14. Scribblenauts Remix: When the first Scribblenauts game came out on the Nintendo DS in 2009, I immediately thought that with the need to type things in, and constant touchscreen usage, that it would work perfectly on the finger-friendly capacative touch screen of iOS devices. I am proud to report 2 years later that I was right. The puzzle platforming game where the items can be created from a vast dictionary of items, and modified with a series of adjectives, is as entertaining as ever, and is right at home on iOS.
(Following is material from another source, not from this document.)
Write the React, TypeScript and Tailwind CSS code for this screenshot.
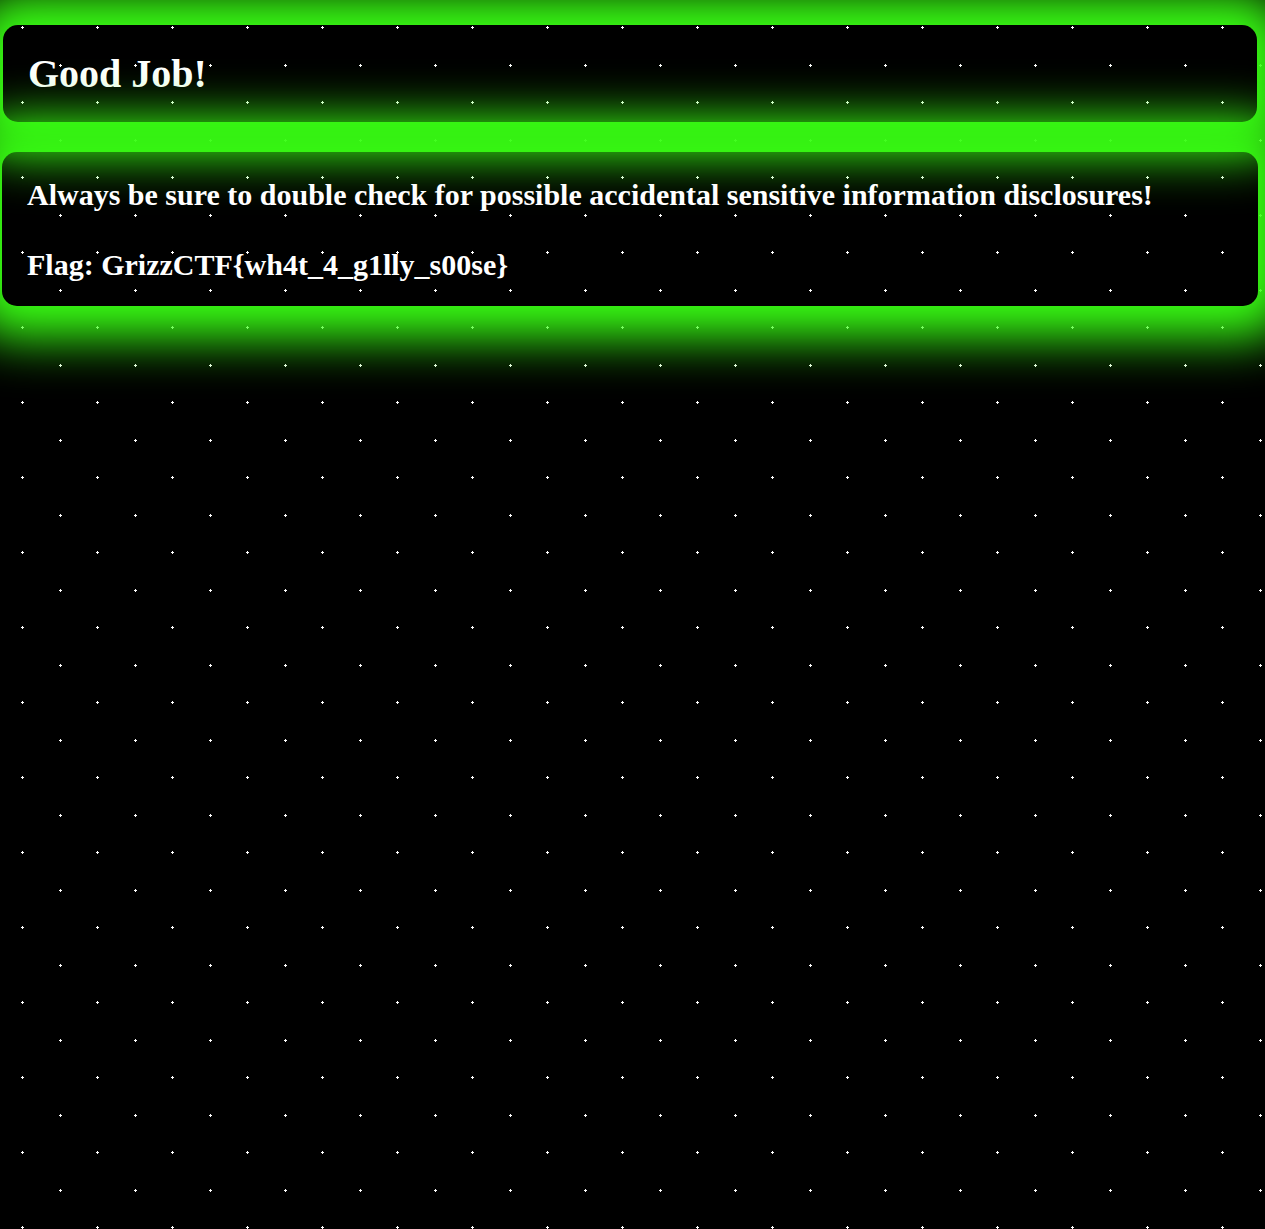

13. Sonic & Sega All-Stars Racing - When Sega puts their full effort into a project, the quality really comes through. It's a serviceable kart racer with the standard weapons and powerups available, with great controls and a useful turbo boost mechanic. That it's on iOS gives it a lot of points where on other platforms it might just be another fun kart racer, but the fact is that this is a really good game, with top of the line features for iOS, even with a fun online multiplayer mode, which is something that is still always cool to check out on the platform. As well, the Sega fan service is part of the fun, too - racing through a Jet Set Radio series level while piloting a rocket piloted by a ChuChu from ChuChu Rocket feels more special than racing any Mario character at this point.
12. Whale Trail: 2011 was a great year for endearing protagonists and endless runner games. Whale Trail was one of the true gems of the year, as it was a beautifully-designed game: the art was top-notch, the music composed by Gruff Rhys helped create a magical and whimsical world, and the gameplay was forgiving, but rewarded precision. The new challenge mode adds a new wrinkle to the game, as it provides short challenge levels that focus on skillful navigation of set levels, instead of randomly-generated endless levels.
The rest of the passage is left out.